Not just the exhaustion of sleepless nights, but the deeper, more insidious fatigue of doing it alone. The exhaustion of being the sole keeper of needs, the only one listening for the cry in the night, the one constantly pouring from a well that never has time to fill.
I’ve lived both sides of this.
With my first, I felt the weight of it—not just as a mother, but as a woman navigating a system that was never built to support me. It was the height of the COVID pandemic, and isolation wasn’t just emotional; it was structural. There was no village, no hands to pass my baby to, no gentle reminder that I was still a person beyond the constant caregiving. My husband and I did it alone, because we thought that’s what modern parents do.
Then I had my twins.
And this time, I had a community. Meals showed up at my door without me asking. Friends rocked babies so I could shower. People held me as much as I was holding them. And suddenly, something radical happened: I was less exhausted with newborn twins than I had been with my first.
Exhaustion Is Not the Price of Motherhood—It’s the Cost of Doing It Alone
Yet we have come to believe that maternal depletion is just part of the job. We glorify self-sacrifice, treating exhaustion as a marker of devotion. We say, this is just how it is, as if there were no other way. But history tells a different story.
Because this is not how we have always mothered.
Anthropologists who study early human societies—those most reflective of the conditions we evolved in—find that motherhood was never a solitary act. Infants were carried not just by their mothers, but by grandmothers, aunts, siblings, and other women in the community. Motherhood was diffuse, shared, supported. A new mother was mothered as she mothered her child.

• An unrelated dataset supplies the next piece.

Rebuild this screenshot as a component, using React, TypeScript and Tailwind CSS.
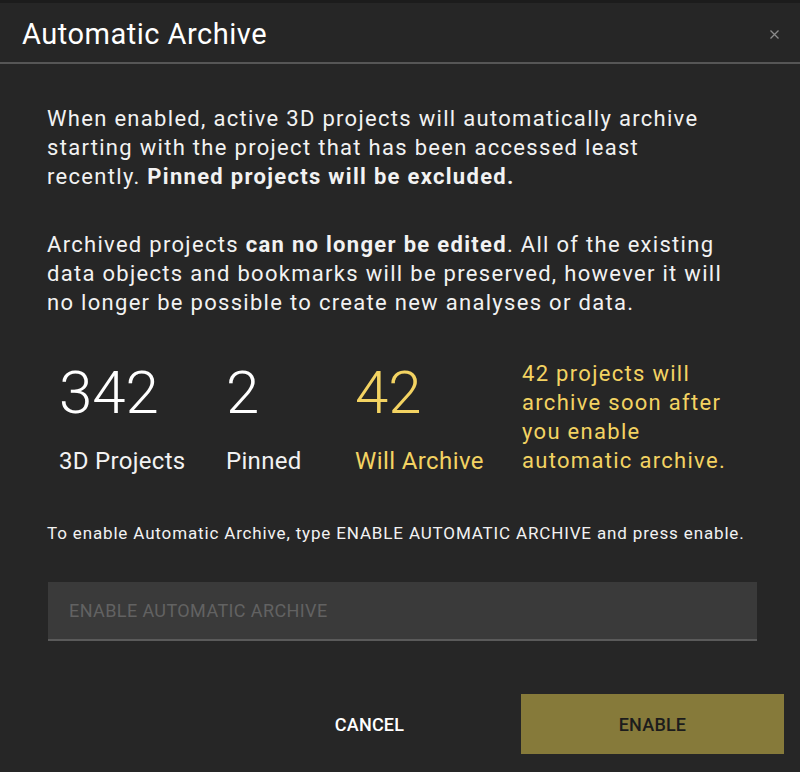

It is only in recent history, with the rise of individualism, nuclear family structures, and the relentless demands of modern life, that we have stripped away this scaffolding. Now, we tell women that being everything to their children is the highest calling, while simultaneously removing every layer of support that would make that possible.
And we wonder why we are breaking.
We Are Wired for Connection—So Why Do We Resist It?
If we know we are meant to mother in community, why is it so hard to accept help?
Part of it is cultural conditioning. We are taught that strength means self-sufficiency, that asking for help is an admission of failure. We fear burdening others. We tell ourselves we should be able to handle it. And so, we suffer in silence, performing competence even as we unravel inside.
But let me offer you this: What if receiving is also an act of generosity?
When we accept help, we affirm that we are interdependent beings, that we were never meant to do this alone. We give others permission to show up for us, just as we would show up for them. We restore the lost art of community care, one small act at a time.
So if you are deep in the trenches of early motherhood, exhausted beyond words, wondering if this is just how it has to be—know this: It’s not you. It’s the system. And it doesn’t have to be this way.
If you know a new mom, check in. Bring a meal. Offer to hold the baby. Remind her that she is not meant to do this alone.
Because exhaustion should not be the default state of motherhood. It never was. And it’s time we stop accepting it as normal.